▶ Work to do
For the listing below, give the count of lines containing the string "full" and nothing else.

Start Data

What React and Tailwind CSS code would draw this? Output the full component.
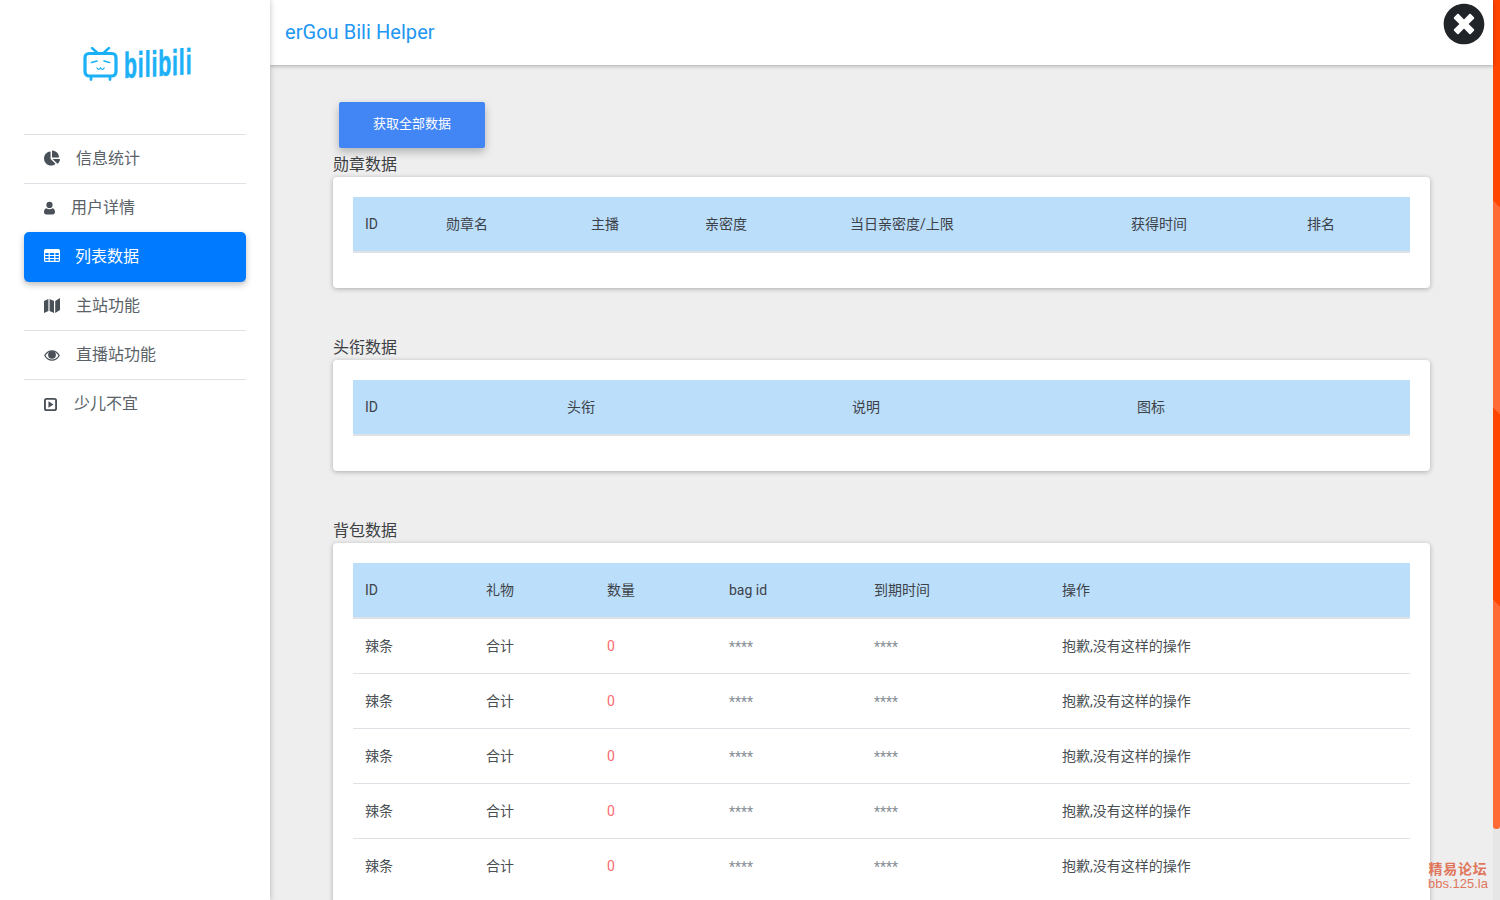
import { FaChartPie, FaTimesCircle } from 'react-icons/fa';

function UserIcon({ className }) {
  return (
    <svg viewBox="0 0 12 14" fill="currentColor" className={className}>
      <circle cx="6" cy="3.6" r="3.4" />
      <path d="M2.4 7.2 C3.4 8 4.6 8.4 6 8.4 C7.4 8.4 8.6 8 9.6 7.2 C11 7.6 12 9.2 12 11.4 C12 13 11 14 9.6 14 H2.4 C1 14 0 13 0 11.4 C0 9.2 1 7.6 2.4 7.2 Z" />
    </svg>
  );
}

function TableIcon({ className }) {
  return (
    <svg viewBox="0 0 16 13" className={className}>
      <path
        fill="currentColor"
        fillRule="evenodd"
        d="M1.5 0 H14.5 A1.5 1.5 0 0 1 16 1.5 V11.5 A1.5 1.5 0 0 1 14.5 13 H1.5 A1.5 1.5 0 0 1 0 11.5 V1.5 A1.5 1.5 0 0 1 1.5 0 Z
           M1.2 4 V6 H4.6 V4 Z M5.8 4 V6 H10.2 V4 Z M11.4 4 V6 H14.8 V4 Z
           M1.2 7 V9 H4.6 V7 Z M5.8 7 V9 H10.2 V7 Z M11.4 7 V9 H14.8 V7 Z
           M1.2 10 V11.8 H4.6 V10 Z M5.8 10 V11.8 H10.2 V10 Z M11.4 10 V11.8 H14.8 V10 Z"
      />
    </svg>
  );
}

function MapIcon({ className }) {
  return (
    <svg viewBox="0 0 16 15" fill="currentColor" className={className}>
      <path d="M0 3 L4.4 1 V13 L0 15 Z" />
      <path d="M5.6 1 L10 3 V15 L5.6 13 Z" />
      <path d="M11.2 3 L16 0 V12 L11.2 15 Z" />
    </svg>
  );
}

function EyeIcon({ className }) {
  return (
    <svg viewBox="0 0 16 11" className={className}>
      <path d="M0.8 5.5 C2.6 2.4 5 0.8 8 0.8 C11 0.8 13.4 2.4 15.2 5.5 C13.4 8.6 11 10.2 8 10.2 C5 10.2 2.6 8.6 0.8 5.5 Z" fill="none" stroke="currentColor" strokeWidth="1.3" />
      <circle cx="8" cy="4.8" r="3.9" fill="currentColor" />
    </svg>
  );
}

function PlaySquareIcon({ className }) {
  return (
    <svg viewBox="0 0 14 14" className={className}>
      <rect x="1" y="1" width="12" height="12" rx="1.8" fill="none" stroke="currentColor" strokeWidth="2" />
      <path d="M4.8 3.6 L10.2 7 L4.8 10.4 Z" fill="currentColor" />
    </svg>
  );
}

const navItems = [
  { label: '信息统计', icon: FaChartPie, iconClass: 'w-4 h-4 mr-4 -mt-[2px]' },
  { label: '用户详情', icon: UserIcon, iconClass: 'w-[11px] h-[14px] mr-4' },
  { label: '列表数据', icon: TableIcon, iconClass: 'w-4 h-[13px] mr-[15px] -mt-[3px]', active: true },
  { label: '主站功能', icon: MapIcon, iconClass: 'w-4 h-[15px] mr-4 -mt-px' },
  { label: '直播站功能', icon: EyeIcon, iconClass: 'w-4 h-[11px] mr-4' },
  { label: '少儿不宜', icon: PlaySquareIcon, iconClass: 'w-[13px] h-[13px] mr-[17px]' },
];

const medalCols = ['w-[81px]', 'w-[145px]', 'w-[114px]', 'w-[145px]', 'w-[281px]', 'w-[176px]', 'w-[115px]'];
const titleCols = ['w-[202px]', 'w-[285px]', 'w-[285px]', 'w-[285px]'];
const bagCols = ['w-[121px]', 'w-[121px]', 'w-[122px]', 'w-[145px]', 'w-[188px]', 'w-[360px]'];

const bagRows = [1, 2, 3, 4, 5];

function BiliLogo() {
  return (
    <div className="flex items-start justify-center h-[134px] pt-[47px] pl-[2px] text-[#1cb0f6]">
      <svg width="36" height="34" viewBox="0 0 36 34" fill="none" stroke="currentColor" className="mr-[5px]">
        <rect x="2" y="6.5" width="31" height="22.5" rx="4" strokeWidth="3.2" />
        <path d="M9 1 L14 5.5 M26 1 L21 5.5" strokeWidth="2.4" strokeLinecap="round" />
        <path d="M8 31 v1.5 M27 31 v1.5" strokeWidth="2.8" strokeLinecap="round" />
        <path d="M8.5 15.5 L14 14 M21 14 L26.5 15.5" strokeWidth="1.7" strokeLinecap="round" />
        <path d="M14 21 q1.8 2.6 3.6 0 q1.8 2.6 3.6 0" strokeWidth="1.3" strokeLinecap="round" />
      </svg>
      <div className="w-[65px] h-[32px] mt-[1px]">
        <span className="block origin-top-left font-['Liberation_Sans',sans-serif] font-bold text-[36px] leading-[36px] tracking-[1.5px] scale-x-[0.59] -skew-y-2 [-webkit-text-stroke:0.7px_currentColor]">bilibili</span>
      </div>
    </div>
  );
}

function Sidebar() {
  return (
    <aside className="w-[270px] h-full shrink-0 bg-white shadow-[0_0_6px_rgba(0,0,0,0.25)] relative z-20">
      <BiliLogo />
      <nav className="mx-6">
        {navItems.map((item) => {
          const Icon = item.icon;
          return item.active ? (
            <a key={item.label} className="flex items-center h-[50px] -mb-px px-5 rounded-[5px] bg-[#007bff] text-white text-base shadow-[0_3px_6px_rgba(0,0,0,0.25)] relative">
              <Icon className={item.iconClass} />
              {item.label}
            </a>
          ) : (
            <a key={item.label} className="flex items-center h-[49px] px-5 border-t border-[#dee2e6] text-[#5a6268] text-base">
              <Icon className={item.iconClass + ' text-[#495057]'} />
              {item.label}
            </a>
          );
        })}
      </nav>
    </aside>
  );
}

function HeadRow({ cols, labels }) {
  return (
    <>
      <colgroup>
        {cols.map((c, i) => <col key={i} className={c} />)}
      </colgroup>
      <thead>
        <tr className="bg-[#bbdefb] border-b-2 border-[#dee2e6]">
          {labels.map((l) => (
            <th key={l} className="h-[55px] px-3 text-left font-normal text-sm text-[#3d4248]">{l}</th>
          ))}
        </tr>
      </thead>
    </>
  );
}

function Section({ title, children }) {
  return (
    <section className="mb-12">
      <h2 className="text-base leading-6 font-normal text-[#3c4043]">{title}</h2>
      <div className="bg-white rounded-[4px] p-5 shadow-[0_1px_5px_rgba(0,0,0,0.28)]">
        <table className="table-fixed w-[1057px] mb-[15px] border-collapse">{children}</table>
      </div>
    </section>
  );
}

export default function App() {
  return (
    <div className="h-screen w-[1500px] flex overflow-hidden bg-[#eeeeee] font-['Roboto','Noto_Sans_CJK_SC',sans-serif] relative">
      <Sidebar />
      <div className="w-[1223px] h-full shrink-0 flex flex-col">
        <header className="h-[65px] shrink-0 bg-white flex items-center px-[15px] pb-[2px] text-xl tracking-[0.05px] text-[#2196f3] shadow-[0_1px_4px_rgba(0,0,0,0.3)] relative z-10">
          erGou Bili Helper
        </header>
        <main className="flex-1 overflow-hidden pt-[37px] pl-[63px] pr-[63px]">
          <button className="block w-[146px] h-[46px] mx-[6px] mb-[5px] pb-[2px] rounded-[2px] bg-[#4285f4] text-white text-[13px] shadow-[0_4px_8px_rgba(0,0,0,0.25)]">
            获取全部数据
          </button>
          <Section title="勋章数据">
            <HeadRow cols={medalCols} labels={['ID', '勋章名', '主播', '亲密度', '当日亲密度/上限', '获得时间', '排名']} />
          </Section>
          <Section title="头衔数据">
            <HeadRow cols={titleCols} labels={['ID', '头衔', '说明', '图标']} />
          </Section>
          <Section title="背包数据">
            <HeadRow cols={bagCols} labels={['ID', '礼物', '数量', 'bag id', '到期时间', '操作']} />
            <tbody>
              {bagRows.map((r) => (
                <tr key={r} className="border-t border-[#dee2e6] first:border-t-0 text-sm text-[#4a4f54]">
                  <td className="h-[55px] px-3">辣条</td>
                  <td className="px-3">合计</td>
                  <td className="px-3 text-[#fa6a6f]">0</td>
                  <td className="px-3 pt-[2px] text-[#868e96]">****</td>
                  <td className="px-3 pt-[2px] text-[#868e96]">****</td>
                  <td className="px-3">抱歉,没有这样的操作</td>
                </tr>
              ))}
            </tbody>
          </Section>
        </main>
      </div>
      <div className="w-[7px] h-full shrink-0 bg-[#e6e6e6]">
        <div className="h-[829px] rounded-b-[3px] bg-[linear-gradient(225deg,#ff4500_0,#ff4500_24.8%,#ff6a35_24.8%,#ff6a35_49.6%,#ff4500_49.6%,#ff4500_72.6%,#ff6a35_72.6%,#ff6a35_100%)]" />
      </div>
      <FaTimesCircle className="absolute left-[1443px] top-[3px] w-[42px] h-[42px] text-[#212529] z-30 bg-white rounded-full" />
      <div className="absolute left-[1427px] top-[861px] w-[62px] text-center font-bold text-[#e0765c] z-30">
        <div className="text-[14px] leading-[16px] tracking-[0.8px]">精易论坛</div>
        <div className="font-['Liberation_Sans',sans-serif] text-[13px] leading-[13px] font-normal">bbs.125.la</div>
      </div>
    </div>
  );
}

End Data

▶ The reply
5